DESCRIPTION OF THE TASK — Locate each line of the material that contains "component", then return it.

* START MATERIAL PROVIDED *

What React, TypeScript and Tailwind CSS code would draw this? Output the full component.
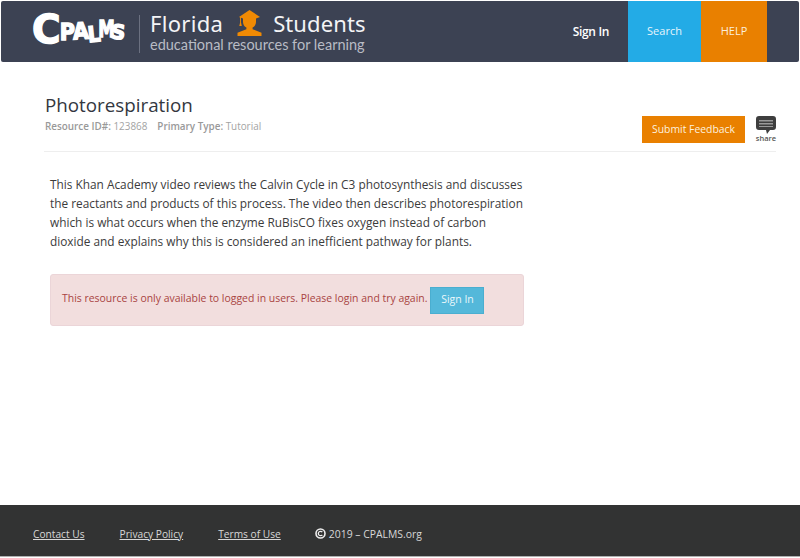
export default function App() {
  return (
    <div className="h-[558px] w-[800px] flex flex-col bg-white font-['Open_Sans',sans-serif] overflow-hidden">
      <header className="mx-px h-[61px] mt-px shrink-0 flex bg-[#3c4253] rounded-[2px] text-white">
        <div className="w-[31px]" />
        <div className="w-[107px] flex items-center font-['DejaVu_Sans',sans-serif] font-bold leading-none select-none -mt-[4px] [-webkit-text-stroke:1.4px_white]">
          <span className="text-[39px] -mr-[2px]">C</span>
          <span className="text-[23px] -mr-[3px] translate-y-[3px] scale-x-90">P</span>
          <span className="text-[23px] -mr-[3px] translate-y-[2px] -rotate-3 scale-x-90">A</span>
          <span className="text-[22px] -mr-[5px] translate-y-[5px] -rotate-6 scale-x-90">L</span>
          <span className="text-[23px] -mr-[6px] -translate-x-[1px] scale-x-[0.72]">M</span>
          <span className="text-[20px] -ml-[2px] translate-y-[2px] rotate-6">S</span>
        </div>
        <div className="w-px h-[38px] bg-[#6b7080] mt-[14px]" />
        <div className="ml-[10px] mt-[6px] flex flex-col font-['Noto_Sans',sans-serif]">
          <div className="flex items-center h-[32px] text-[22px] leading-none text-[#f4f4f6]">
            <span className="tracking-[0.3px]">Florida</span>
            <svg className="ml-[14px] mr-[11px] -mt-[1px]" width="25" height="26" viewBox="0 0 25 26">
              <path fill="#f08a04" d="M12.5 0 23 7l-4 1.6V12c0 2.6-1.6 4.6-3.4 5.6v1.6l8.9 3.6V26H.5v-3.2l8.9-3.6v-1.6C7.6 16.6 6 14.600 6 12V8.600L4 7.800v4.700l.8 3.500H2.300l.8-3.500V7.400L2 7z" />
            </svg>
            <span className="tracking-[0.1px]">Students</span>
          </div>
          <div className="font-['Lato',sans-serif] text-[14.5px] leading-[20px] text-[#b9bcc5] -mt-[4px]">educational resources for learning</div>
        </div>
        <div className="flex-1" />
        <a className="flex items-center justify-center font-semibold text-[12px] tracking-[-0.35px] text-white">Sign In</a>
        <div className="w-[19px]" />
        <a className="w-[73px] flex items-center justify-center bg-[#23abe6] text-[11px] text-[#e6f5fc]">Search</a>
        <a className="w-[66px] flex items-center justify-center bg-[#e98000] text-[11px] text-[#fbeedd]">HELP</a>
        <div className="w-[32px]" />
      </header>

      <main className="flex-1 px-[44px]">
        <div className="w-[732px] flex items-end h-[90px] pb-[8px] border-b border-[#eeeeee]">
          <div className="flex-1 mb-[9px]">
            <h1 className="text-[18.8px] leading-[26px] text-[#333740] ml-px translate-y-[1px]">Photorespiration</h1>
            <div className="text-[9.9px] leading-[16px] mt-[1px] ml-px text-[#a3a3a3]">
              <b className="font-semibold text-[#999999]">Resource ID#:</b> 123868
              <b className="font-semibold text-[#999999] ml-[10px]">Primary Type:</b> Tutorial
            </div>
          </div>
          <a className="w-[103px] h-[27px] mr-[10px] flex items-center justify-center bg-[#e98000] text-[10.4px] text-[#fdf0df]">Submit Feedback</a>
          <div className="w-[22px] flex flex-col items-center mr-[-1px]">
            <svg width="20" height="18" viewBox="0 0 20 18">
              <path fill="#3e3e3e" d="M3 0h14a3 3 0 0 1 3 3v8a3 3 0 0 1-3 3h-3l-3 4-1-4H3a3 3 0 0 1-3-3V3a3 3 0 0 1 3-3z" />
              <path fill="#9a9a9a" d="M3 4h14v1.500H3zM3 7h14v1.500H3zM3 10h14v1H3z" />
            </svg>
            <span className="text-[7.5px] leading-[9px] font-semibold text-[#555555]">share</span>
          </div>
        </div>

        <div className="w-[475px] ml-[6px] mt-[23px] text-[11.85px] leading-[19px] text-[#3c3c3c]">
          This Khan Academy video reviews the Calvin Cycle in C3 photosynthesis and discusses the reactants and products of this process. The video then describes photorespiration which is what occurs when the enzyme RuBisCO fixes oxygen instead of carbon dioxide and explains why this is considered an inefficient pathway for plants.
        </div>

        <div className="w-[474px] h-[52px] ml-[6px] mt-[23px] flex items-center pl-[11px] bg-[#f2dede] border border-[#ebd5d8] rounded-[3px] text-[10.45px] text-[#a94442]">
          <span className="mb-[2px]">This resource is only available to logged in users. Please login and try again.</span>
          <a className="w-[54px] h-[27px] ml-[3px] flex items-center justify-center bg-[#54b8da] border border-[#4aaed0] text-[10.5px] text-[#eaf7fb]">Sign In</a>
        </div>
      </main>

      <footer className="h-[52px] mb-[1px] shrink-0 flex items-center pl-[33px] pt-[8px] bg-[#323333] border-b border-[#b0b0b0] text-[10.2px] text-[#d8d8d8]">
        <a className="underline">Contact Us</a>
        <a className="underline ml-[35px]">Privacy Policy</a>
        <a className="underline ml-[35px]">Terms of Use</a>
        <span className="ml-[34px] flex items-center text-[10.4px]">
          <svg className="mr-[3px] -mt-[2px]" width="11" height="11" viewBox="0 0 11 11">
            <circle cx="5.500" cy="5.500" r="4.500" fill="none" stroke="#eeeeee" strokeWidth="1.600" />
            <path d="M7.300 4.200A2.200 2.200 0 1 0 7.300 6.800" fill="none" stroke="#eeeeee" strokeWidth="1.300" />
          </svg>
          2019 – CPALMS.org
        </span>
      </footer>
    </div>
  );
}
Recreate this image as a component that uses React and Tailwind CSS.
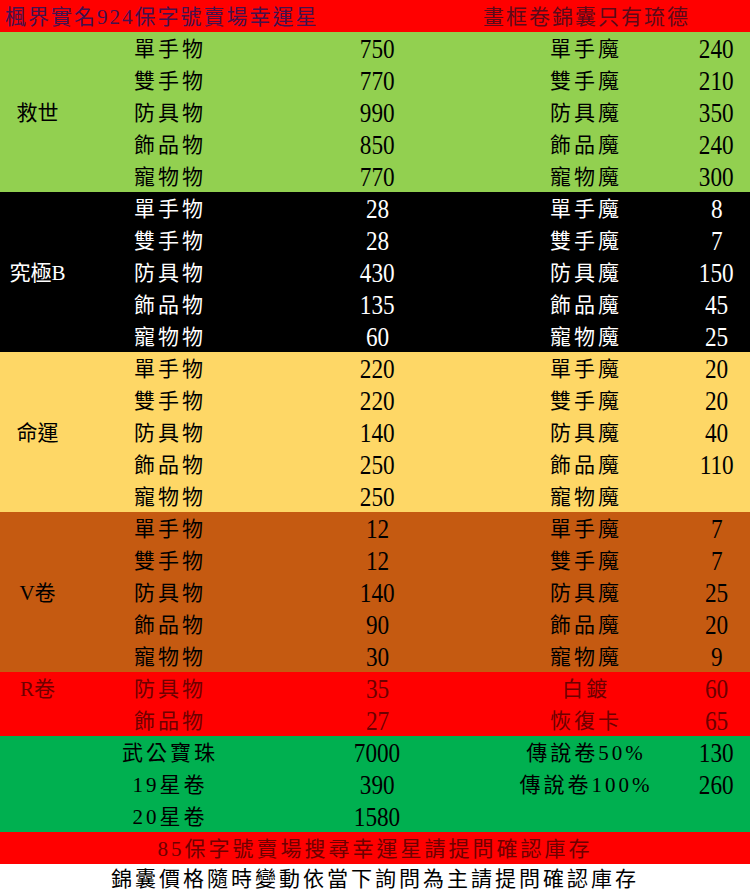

* END MATERIAL PROVIDED *

TASK OUTPUT —
What React, TypeScript and Tailwind CSS code would draw this? Output the full component.
Recreate this image as a component that uses React and Tailwind CSS.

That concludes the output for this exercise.